The paper is well-written and easy understanding. The figure 1 and 6 are intuitive to understand the overall framework.
The saliency technique used for analyzing the information flow among various tokens are interesting and intuitive. The conclusion that visual information injection dominates in shallow layers while intra-visual aggregation dominates in deeper layers makes sense.
Experimental results demonstrate the effectiveness of the proposed method to some extent.

缺点

The phenomenon analyzed in the paper is not surprising, and previous works [1][2] have pointed out the similar findings that information of vision tokens has migrated to following text tokens within the first few layers of MLLMs.

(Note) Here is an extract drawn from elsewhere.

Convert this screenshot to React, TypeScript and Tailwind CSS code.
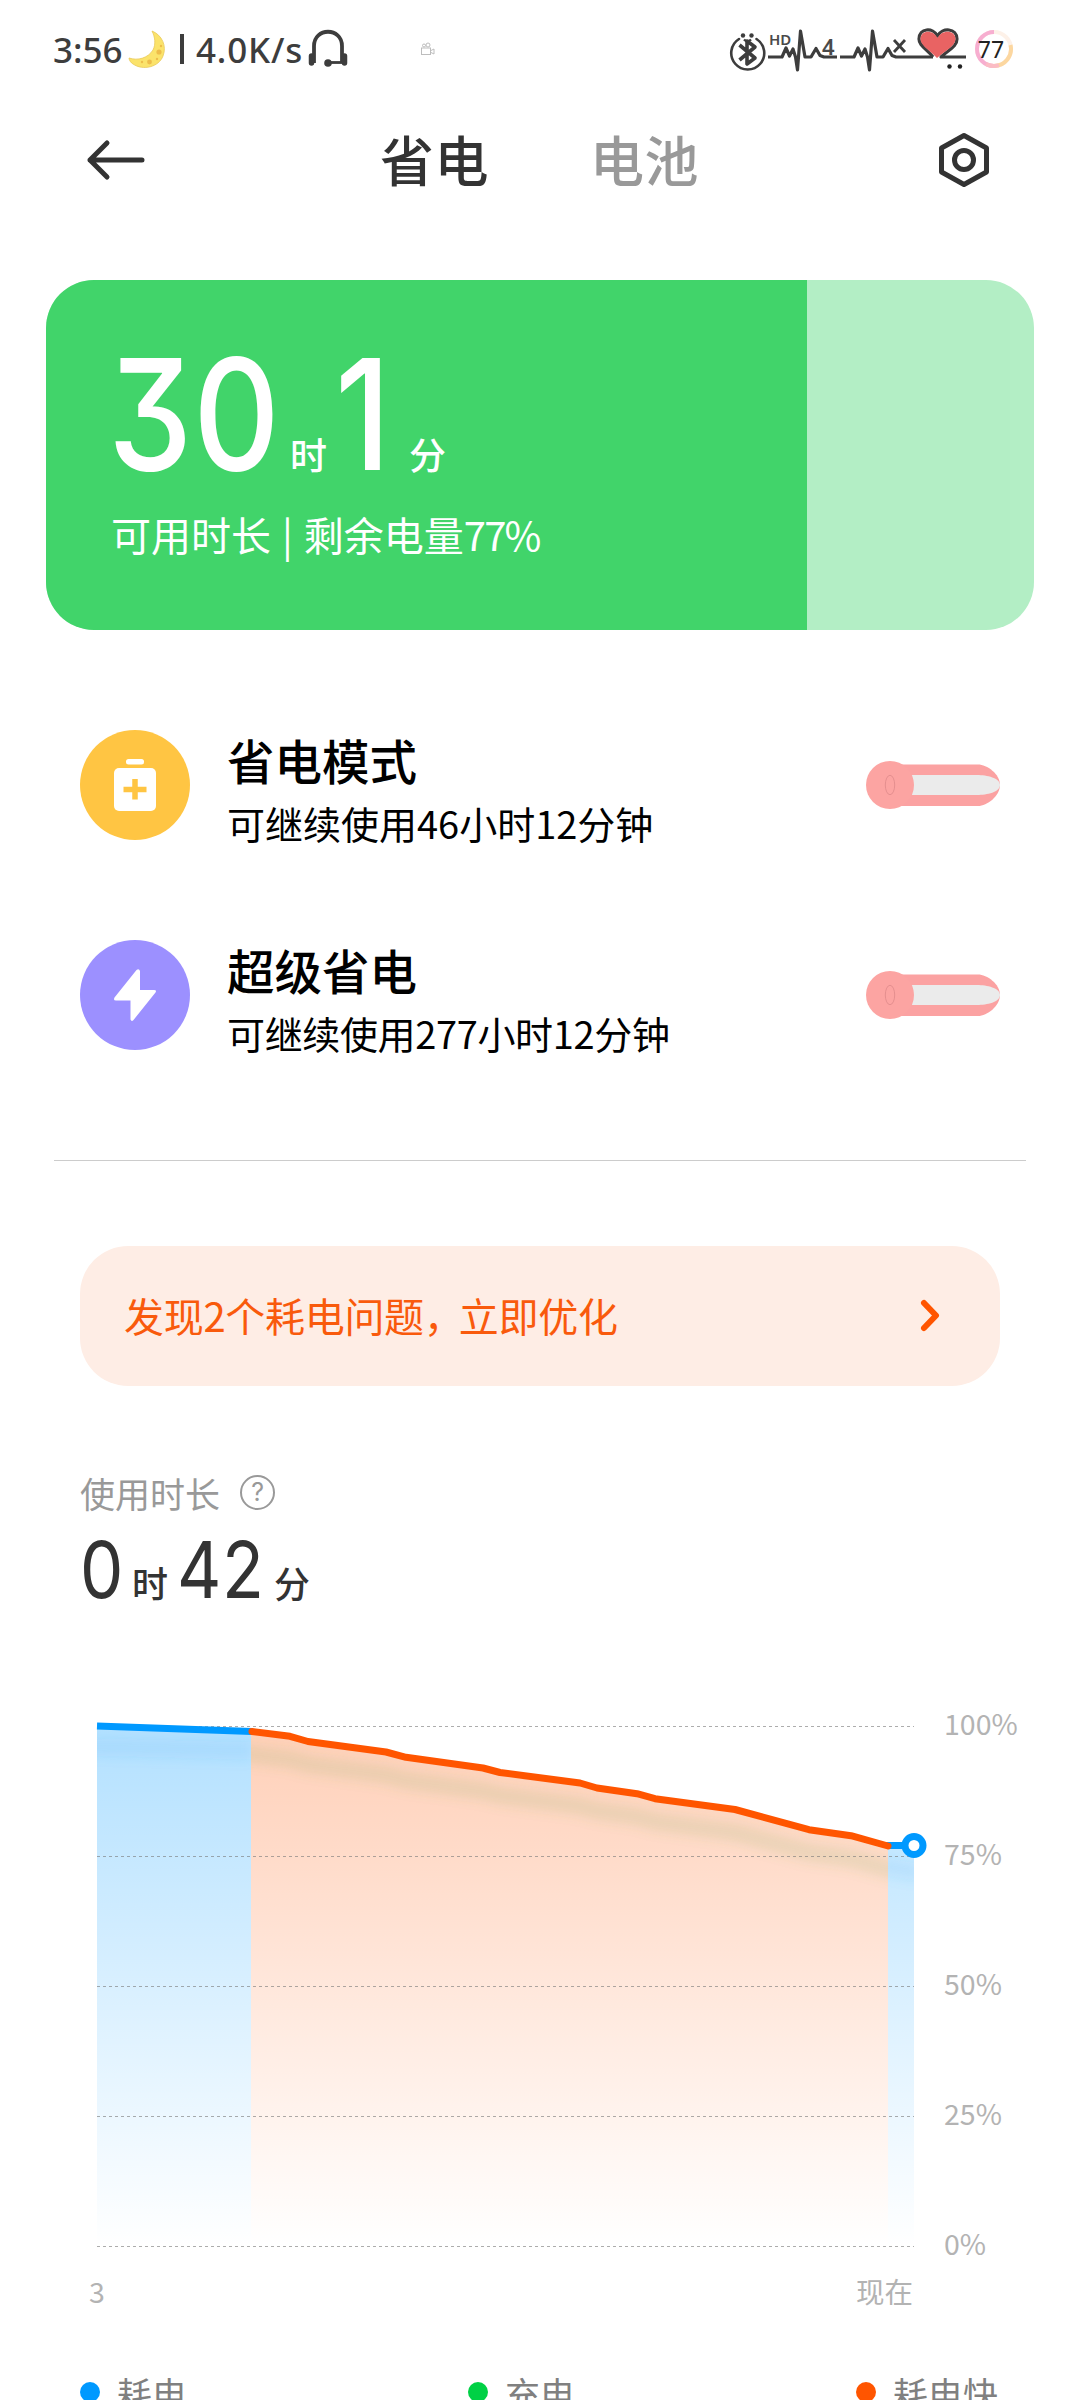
import type { ReactNode } from 'react'

const modes = [
  {
    title: '省电模式',
    desc: '可继续使用46小时12分钟',
    color: 'bg-[#ffc543]',
    tracking: 'tracking-normal',
    icon: <BatteryPlusIcon />,
  },
  {
    title: '超级省电',
    desc: '可继续使用277小时12分钟',
    color: 'bg-[#9c90ff]',
    tracking: 'tracking-[-0.35px]',
    icon: <BoltIcon />,
  },
]

const legend = [
  { label: '耗电', color: 'bg-[#0099ff]' },
  { label: '充电', color: 'bg-[#00d145]' },
  { label: '耗电快', color: 'bg-[#ff5500]' },
]

const levels = ['100%', '75%', '50%', '25%', '0%']

const fastDrain =
  '172,31.5 210,36.3 228,41.5 306,52 326,57.3 403,68 420,72.5 500,83 517,88 557,93.7 575,98.7 655,109.5 729,129.7 771,135.7 808,146'

function BatteryPlusIcon() {
  return (
    <svg width="110" height="110" viewBox="0 0 110 110">
      <rect x="46" y="29" width="18" height="5.5" rx="2.5" fill="#fff" />
      <rect x="34" y="38" width="42" height="43" rx="5" fill="#fff" />
      <path d="M43.5 59.5h23M55 49v20.5" stroke="#ffc543" strokeWidth="5.5" />
    </svg>
  )
}

function BoltIcon() {
  return (
    <svg width="110" height="110" viewBox="0 0 110 110">
      <path
        d="M56.5 30 34.500 57.500Q33 60.500 36 60.500H50.500V79.500Q51.500 82 53.500 80L75.500 52.500Q77 50 74 50H60V31Q59 28 56.5 30Z"
        fill="#fff"
      />
    </svg>
  )
}

function MoonIcon() {
  return (
    <svg className="ml-[3px]" width="38" height="38" viewBox="0 0 38 38">
      <path
        d="M24 1C34 5 39 16 35 26 31 37 15 41 5 34 3 33 1 30 1 28 10 31 20 28 25 20 28 14 27 7 24 1Z"
        fill="#fbe36b"
        stroke="#e9c95a"
        strokeWidth="0.8"
      />
      <circle cx="31" cy="22" r="2.6" fill="#eebd4b" />
      <circle cx="21.500" cy="32" r="2.400" fill="#eebd4b" />
      <circle cx="33" cy="16" r="1.200" fill="#eebd4b" />
      <circle cx="29" cy="29" r="1.200" fill="#eebd4b" />
      <circle cx="14" cy="32" r="1.200" fill="#eebd4b" />
    </svg>
  )
}

function HeadsetIcon() {
  return (
    <svg className="ml-[3px]" width="42" height="40" viewBox="0 0 42 40" fill="none" stroke="#3d3d3d">
      <path d="M7 34V17C7 -2 35 -2 35 17V34" strokeWidth="3.800" />
      <path d="M4.500 27v7M37.500 27v7" strokeWidth="5.500" strokeLinecap="round" />
      <path d="M22 33.500h13" strokeWidth="2.800" />
      <circle cx="21" cy="34" r="3.800" fill="#3d3d3d" stroke="none" />
    </svg>
  )
}

function CameraIcon() {
  return (
    <svg className="ml-[71px]" width="16" height="14" viewBox="0 0 16 14" fill="none" stroke="#bdbdbd">
      <rect x="1.500" y="6" width="9" height="6.500" />
      <circle cx="4" cy="3.500" r="1.500" />
      <circle cx="8" cy="3" r="2" />
      <path d="M11 8.500 14 7v5l-3-1.500" />
    </svg>
  )
}

function SignalIcons() {
  return (
    <svg
      width="244"
      height="52"
      viewBox="0 0 244 52"
      fill="none"
      stroke="#3d3d3d"
      strokeLinejoin="round"
      className="font-['Noto_Sans']"
    >
      {/* bluetooth face */}
      <path d="M10 16A16.500 16.500 0 1 0 27.500 16" strokeWidth="2.600" strokeLinecap="round" />
      <path d="M10.500 22 26 35 18 41V18l8 6L10.500 37" strokeWidth="3.600" />
      <circle cx="14" cy="12.500" r="2.2" fill="#3d3d3d" stroke="none" />
      <circle cx="22.500" cy="12.500" r="2.2" fill="#3d3d3d" stroke="none" />
      <path d="M15 16.500q3.500 3.500 7 0" strokeWidth="2.400" />
      {/* pulse lines */}
      <path d="M39 34h14l4-9 3.500 8 3.500-7 2.500 8L68.500 47 71.500 8l4.500 26H82l5-8.500 4 7 4 1.500h13" strokeWidth="3.2" />
      <path d="M111 34h14l4-9 3.500 8 3.500-7 2.500 8L140.500 47 143.500 8l4.500 26H154l5-8.500 4 7 4 1.500h37" strokeWidth="3.2" />
      {/* heart */}
      <path
        d="M204 34C198 26 190 23 190 16 190 5 204 4 208.500 13 213 4 228 5 228 16 228 24 219 27 212 34H237"
        strokeWidth="3.2"
      />
      <path
        d="M208 35C199 26 191.500 22 191.500 16 191.500 7 204 6 208.500 15 213 6 226.500 7 226.500 16 226.500 23 216 28 208 35Z"
        fill="#e96363"
        stroke="none"
      />
      <circle cx="220.500" cy="43.500" r="2.200" fill="#222" stroke="none" />
      <circle cx="231" cy="43.500" r="2.200" fill="#222" stroke="none" />
      <g fill="#4a4a4a" stroke="none">
        <text x="40" y="21.5" fontSize="15" fontWeight="600">HD</text>
        <text x="93" y="32" fontSize="22" fontWeight="600">4</text>
      </g>
      <path d="M165 17l11 12M176 17l-11 12" strokeWidth="2.800" />
    </svg>
  )
}

function BatteryRing() {
  return (
    <div className="relative ml-[1px] flex h-[40px] w-[40px] items-center justify-center">
      <svg className="absolute inset-0" width="40" height="40" viewBox="0 0 40 40" fill="none" strokeWidth="4">
        <circle cx="20" cy="20" r="17" stroke="#fdf1e8" />
        <path d="M20 3A17 17 0 0 0 20 37" stroke="#f7aed0" />
        <path d="M20 37A17 17 0 0 0 36.500 16" stroke="#fcd7a0" />
        <path d="M12 35A17 17 0 0 0 25 36.200" stroke="#fbbcc4" />
      </svg>
      <span className="relative mr-[6px] font-['Noto_Sans'] text-[23px] leading-none text-[#222]">77</span>
    </div>
  )
}

function StatusBar() {
  return (
    <div className="flex h-[98px] shrink-0 items-center pl-[53px] text-[#3d3d3d]">
      <span className="w-[72px] font-['Noto_Sans'] text-[35px] leading-none font-medium">3:56</span>
      <MoonIcon />
      <span className="ml-[14px] h-[30px] w-[4px] bg-[#3d3d3d]" />
      <span className="ml-[12px] w-[108px] font-['Noto_Sans'] text-[35px] leading-none font-medium tracking-[0.8px]">
        4.0K/s
      </span>
      <HeadsetIcon />
      <CameraIcon />
      <div className="ml-[293px] flex items-center">
        <SignalIcons />
        <BatteryRing />
      </div>
    </div>
  )
}

function Header() {
  return (
    <header className="flex h-[122px] shrink-0 items-center pl-[85px] text-[54px] leading-none font-medium">
      <svg className="mt-[2px]" width="62" height="44" viewBox="0 0 62 44" fill="none" stroke="#333" strokeWidth="5" strokeLinecap="round" strokeLinejoin="round">
        <path d="M57 22H5M22 5 5 22l17 17" />
      </svg>
      <h1 className="ml-[233px] tracking-[0.5px] text-[#333]">省电</h1>
      <span className="ml-[101px] tracking-[0.5px] text-[#999]">电池</span>
      <svg className="mt-[2px] ml-[237px]" width="56" height="60" viewBox="0 0 56 60" fill="none" stroke="#333" strokeWidth="5" strokeLinejoin="round">
        <path d="M28 5.500 50.500 18V42L28 54.500 5.500 42V18Z" />
        <circle cx="28" cy="30" r="9.500" />
      </svg>
    </header>
  )
}

function Digits({ className, children }: { className: string; children: ReactNode }) {
  return (
    <span
      className={`inline-block origin-left scale-x-[0.87] font-['Inter'] leading-none [font-feature-settings:'cv09'] ${className}`}
    >
      {children}
    </span>
  )
}

function RemainingCard() {
  return (
    <section className="mx-[46px] mt-[60px] flex h-[350px] shrink-0 overflow-hidden rounded-[48px] bg-[#b3eec5] text-white">
      <div className="w-[761px] bg-[#41d46a] pt-[57px] pl-[62px]">
        <div className="flex items-baseline text-[37px] leading-none font-medium">
          <Digits className="w-[182px] text-[154px] font-medium tracking-[1px]">30</Digits>
          <span className="w-[45px]">时</span>
          <Digits className="w-[74px] text-[154px] font-medium">1</Digits>
          <span>分</span>
        </div>
        <p className="mt-[23px] ml-[3px] text-[40px] leading-none whitespace-nowrap">
          可用时长<span className="mx-[2px]"> | </span>剩余电量<span className="tracking-[-1.8px]">77%</span>
        </p>
      </div>
    </section>
  )
}

function Toggle() {
  return (
    <svg width="136" height="50" viewBox="0 0 136 50">
      <path d="M25 4.500H113C122 4.500 135 14 135 25S122 46 113 46H25Z" fill="#fba2a2" />
      <path d="M25 15H112C122 15 135 18 135 25S122 35 112 35H25Z" fill="#ebebeb" />
      <circle cx="25" cy="25" r="24" fill="#fca4a2" />
      <ellipse cx="25" cy="25" rx="4.700" ry="9.700" fill="none" stroke="#e58f8f" />
    </svg>
  )
}

function ModeRow({ mode }: { mode: (typeof modes)[number] }) {
  return (
    <div className="flex h-[110px] items-center text-black">
      <div className={`size-[110px] shrink-0 rounded-full ${mode.color}`}>{mode.icon}</div>
      <div className="mt-[8px] ml-[37px] grow">
        <div className="text-[47.5px] leading-none font-medium">{mode.title}</div>
        <div className={`mt-[20px] text-[38px] leading-none ${mode.tracking}`}>{mode.desc}</div>
      </div>
      <Toggle />
    </div>
  )
}

function IssueBanner() {
  return (
    <div className="mx-[80px] mt-[85px] flex h-[140px] shrink-0 items-center justify-between rounded-[48px] bg-[#feede5] pr-[58px] pl-[44px] text-[40px] leading-none text-[#f95a0c]">
      <span className="-mt-[3px] tracking-[-0.3px]">
        发现2个耗电问题<span className="tracking-[-5px]">，</span>立即优化
      </span>
      <svg width="24" height="36" viewBox="0 0 24 36" fill="none" stroke="#ff5500" strokeWidth="6" strokeLinecap="round" strokeLinejoin="round">
        <path d="M6 5 18 17.500 6 30" />
      </svg>
    </div>
  )
}

function UsageHeader() {
  return (
    <div className="mt-[86px] ml-[80px] shrink-0">
      <div className="flex h-[40px] items-center text-[35px] leading-none text-[#999]">
        使用时长
        <span className="ml-[20px] flex size-[35px] items-center justify-center rounded-full border-[2.5px] border-[#999] font-['Inter'] text-[25px] leading-none">
          ?
        </span>
      </div>
      <div className="mt-[18px] flex items-baseline text-[36px] leading-none text-[#333]">
        <Digits className="w-[52px] text-[79px]">0</Digits>
        <span className="w-[45px] font-medium">时</span>
        <Digits className="w-[97px] text-[79px] tracking-[0.8px]">42</Digits>
        <span className="font-medium">分</span>
      </div>
    </div>
  )
}

function BatteryChart() {
  return (
    <div className="mt-[91px] ml-[80px] shrink-0 text-[28.5px] leading-none text-[#b3b3b3]">
      <div className="flex">
        <svg width="864" height="570" viewBox="0 0 864 570" fill="none">
          <defs>
            <linearGradient id="slow" x1="0" y1="26" x2="0" y2="546" gradientUnits="userSpaceOnUse">
              <stop stopColor="#0099ff" stopOpacity="0.3" />
              <stop offset="1" stopColor="#0099ff" stopOpacity="0" />
            </linearGradient>
            <linearGradient id="fast" x1="0" y1="26" x2="0" y2="546" gradientUnits="userSpaceOnUse">
              <stop stopColor="#ff5500" stopOpacity="0.28" />
              <stop offset="1" stopColor="#ff5500" stopOpacity="0" />
            </linearGradient>
            <filter id="soft" filterUnits="userSpaceOnUse" x="-50" y="0" width="950" height="300">
              <feGaussianBlur stdDeviation="6" />
            </filter>
            <clipPath id="slowArea">
              <path d="M17 26 171 31.500V546H17ZM808 146H834V546H808Z" />
            </clipPath>
            <clipPath id="fastArea">
              <path d={`M171 31.500 L${fastDrain} V546H171Z`} />
            </clipPath>
          </defs>
          <path d="M17 26 171 31.500V546H17Z" fill="url(#slow)" />
          <path d={`M171 31.500 L${fastDrain} V546H171Z`} fill="url(#fast)" />
          <path d="M808 146H834V546H808Z" fill="url(#slow)" />
          {/* glow below the line */}
          <g clipPath="url(#slowArea)">
            <path d="M-20 46 172 51M800 165 840 173" stroke="#28a0f0" strokeOpacity="0.1" strokeWidth="18" filter="url(#soft)" />
          </g>
          <g clipPath="url(#fastArea)">
            <polyline
              points={`120,30 ${fastDrain} 840,152`}
              transform="translate(0 23)"
              stroke="#6ea04a"
              strokeOpacity="0.13"
              strokeWidth="18"
              filter="url(#soft)"
            />
          </g>
          <g stroke="#777" strokeOpacity="0.6" strokeDasharray="3 3">
            <path d="M17 26.500H834M17 156.500H834M17 286.500H834M17 416.500H834M17 546.500H834" />
          </g>
          <path d="M17 26 172 31.500M806 145.500H834" stroke="#0099ff" strokeWidth="7" />
          <polyline points={fastDrain} stroke="#ff5500" strokeWidth="7" strokeLinejoin="round" strokeLinecap="round" />
          <circle cx="834" cy="145.500" r="9" fill="#fff" stroke="#0099ff" strokeWidth="7" />
        </svg>
        <div className="mt-[8px] flex h-[550px] flex-col justify-between">
          {levels.map((level) => (
            <span key={level} className="leading-[30px]">
              {level}
            </span>
          ))}
        </div>
      </div>
      <div className="mt-[7px] flex w-[833px] justify-between pl-[9px]">
        <span>3</span>
        <span>现在</span>
      </div>
    </div>
  )
}

export default function App() {
  return (
    <main className="flex h-[2400px] w-[1080px] flex-col overflow-hidden bg-white font-['Noto_Sans_CJK_SC',sans-serif]">
      <StatusBar />
      <Header />
      <RemainingCard />
      <section className="mt-[100px] flex shrink-0 flex-col gap-[100px] pr-[79px] pl-[80px]">
        {modes.map((mode) => (
          <ModeRow key={mode.title} mode={mode} />
        ))}
      </section>
      <div className="mx-[54px] mt-[110px] h-px shrink-0 bg-[#cccccc]" />
      <IssueBanner />
      <UsageHeader />
      <BatteryChart />
      <div className="mt-[69px] ml-[80px] flex shrink-0 text-[35px] leading-none text-[#808080]">
        {legend.map((item) => (
          <div key={item.label} className="flex w-[388px] shrink-0 items-center">
            <span className={`mr-[17px] size-[20px] rounded-full ${item.color}`} />
            {item.label}
          </div>
        ))}
      </div>
    </main>
  )
}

Thus, I think this paper is with limited novelty which employs a commonly used technique to analyze the phenomenon that have been identified.
I wonder how the parameter K1, K2 is determined. For different datasets and tasks, the parameters may be different. Directly setting k1 and k2 to a pre-defined value may be not suitable. Could K1, K2 be dynamically adjusted based on the input samples?
The evaluation datasets used in the paper is quite limited. I suggest the authors to evaluate on other commonly used datasets, especially OCR-related or fine-grained datasets to demonstrate the effectiveness, e.g., textvqa, gqa, docvqa, chartqa, seed-bench. For the efficiency evaluation, I suggest the authors to include inference time and GPU memory.
Two different criteria are used in shallow and deep layers. I wonder the performance if the same criterion is used. If the performance is similar, the analysis of different information flow in shallow and deep layers is not very convincing.

[1] An Image is Worth 1/2 Tokens After Layer 2: Plug-and-PLay Acceleration for VLLM Inference.

[2] BOOSTING MULTIMODAL LARGE LANGUAGE MODELS WITH VISUAL TOKENS WITHDRAWAL FOR RAPID INFERENCE

问题

Please refer to the 'weaknesses' part.

撤稿通知

2024-11-15

I have read and agree with the venue's withdrawal policy on behalf of myself and my co-authors.